> **WHAT IS ASKED**
Starting at the first line of the data, please print exactly those lines through the one that holds "import React from", omitting every picture.

Interface markup and scripts

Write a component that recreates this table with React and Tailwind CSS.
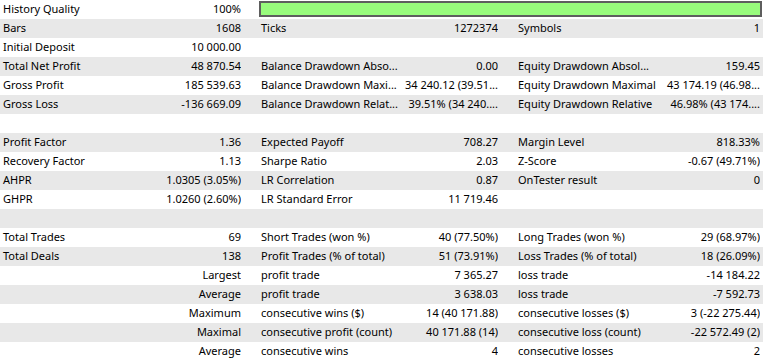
import React from "react";

const rows = [
  ["History Quality", "100%", "BAR"],
  ["Bars", "1608", "Ticks", "1272374", "Symbols", "1"],
  ["Initial Deposit", "10 000.00", "", "", "", ""],
  ["Total Net Profit", "48 870.54", "Balance Drawdown Abso...", "0.00", "Equity Drawdown Absol...", "159.45"],
  ["Gross Profit", "185 539.63", "Balance Drawdown Maxi...", "34 240.12 (39.51...", "Equity Drawdown Maximal", "43 174.19 (46.98..."],
  ["Gross Loss", "-136 669.09", "Balance Drawdown Relat...", "39.51% (34 240....", "Equity Drawdown Relative", "46.98% (43 174...."],
  ["", "", "", "", "", ""],
  ["Profit Factor", "1.36", "Expected Payoff", "708.27", "Margin Level", "818.33%"],
  ["Recovery Factor", "1.13", "Sharpe Ratio", "2.03", "Z-Score", "-0.67 (49.71%)"],
  ["AHPR", "1.0305 (3.05%)", "LR Correlation", "0.87", "OnTester result", "0"],
  ["GHPR", "1.0260 (2.60%)", "LR Standard Error", "11 719.46", "", ""],
  ["", "", "", "", "", ""],
  ["Total Trades", "69", "Short Trades (won %)", "40 (77.50%)", "Long Trades (won %)", "29 (68.97%)"],
  ["Total Deals", "138", "Profit Trades (% of total)", "51 (73.91%)", "Loss Trades (% of total)", "18 (26.09%)"],
  ["", "Largest", "profit trade", "7 365.27", "loss trade", "-14 184.22"],
  ["", "Average", "profit trade", "3 638.03", "loss trade", "-7 592.73"],
  ["", "Maximum", "consecutive wins ($)", "14 (40 171.88)", "consecutive losses ($)", "3 (-22 275.44)"],
  ["", "Maximal", "consecutive profit (count)", "40 171.88 (14)", "consecutive loss (count)", "-22 572.49 (2)"],
  ["", "Average", "consecutive wins", "4", "consecutive losses", "2"],
];

function Cell({ className, children }) {
  return (
    <div className={"shrink-0 overflow-hidden whitespace-nowrap " + className}>
      {children}
    </div>
  );
}

export default function App() {
  return (
    <div
      className="w-[763px] h-[361px] bg-white text-black text-[11px] leading-[17px]"
      style={{ fontFamily: '"Segoe UI", "Noto Sans", sans-serif' }}
    >
      {rows.map((r, i) => (
        <div
          key={i}
          className={
            "flex h-[19px] " + (i % 2 === 1 ? "bg-[#e8e8e8]" : "bg-white")
          }
        >
          <Cell className="w-[150px] pl-[3px]">{r[0]}</Cell>
          <Cell className="w-[91px] text-right">{r[1]}</Cell>
          {r[2] === "BAR" ? (
            <div className="ml-[18px] mr-[1px] mt-[1px] h-[16px] flex-1 border-2 border-[#5e5e5e] bg-[#98fb7c]" />
          ) : (
            <>
              <Cell className="w-[161px] pl-[20px]">{r[2]}</Cell>
              <Cell className="w-[96px] text-right">{r[3]}</Cell>
              <Cell className="w-[159px] pl-[20px]">{r[4]}</Cell>
              <Cell className="w-[103px] text-right">{r[5]}</Cell>
            </>
          )}
        </div>
      ))}
    </div>
  );
}
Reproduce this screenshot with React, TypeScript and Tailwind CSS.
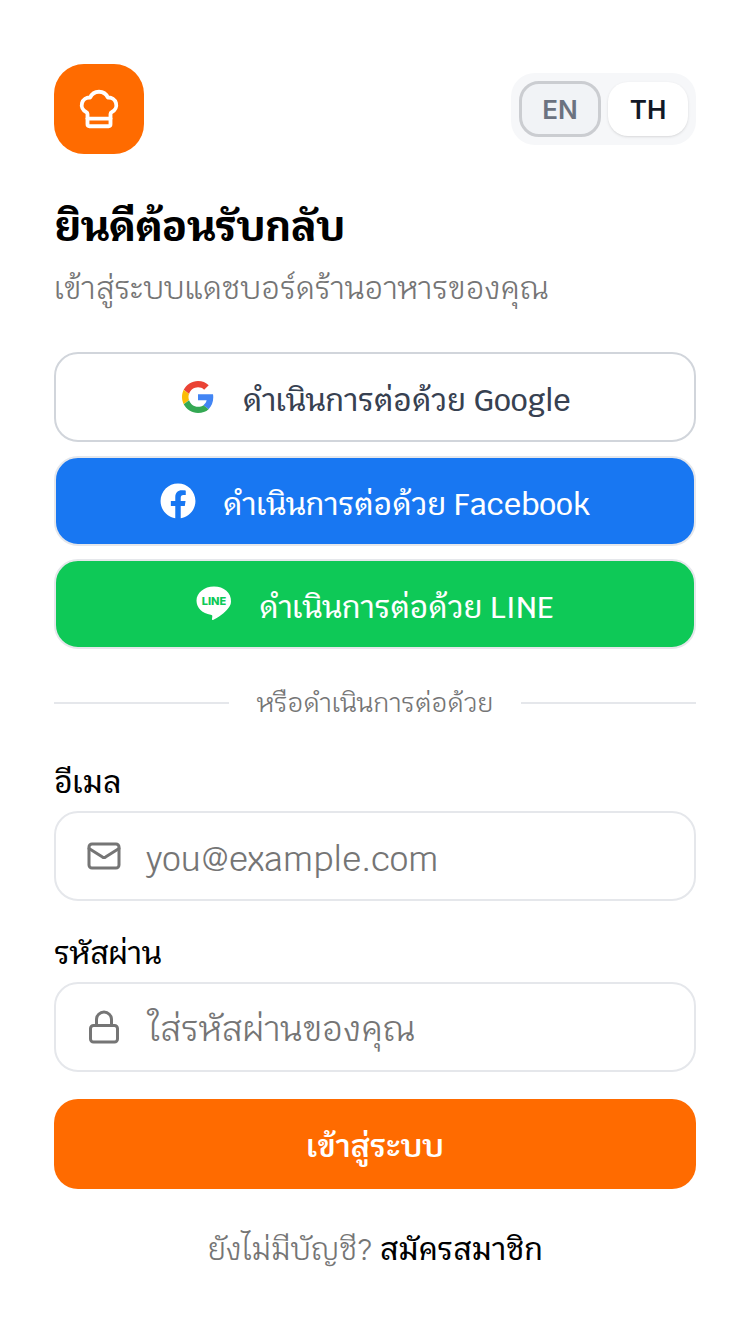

> **RESPONSE TO THIS EXERCISE**
Write a component that recreates this table with React and Tailwind CSS.
import React from "react";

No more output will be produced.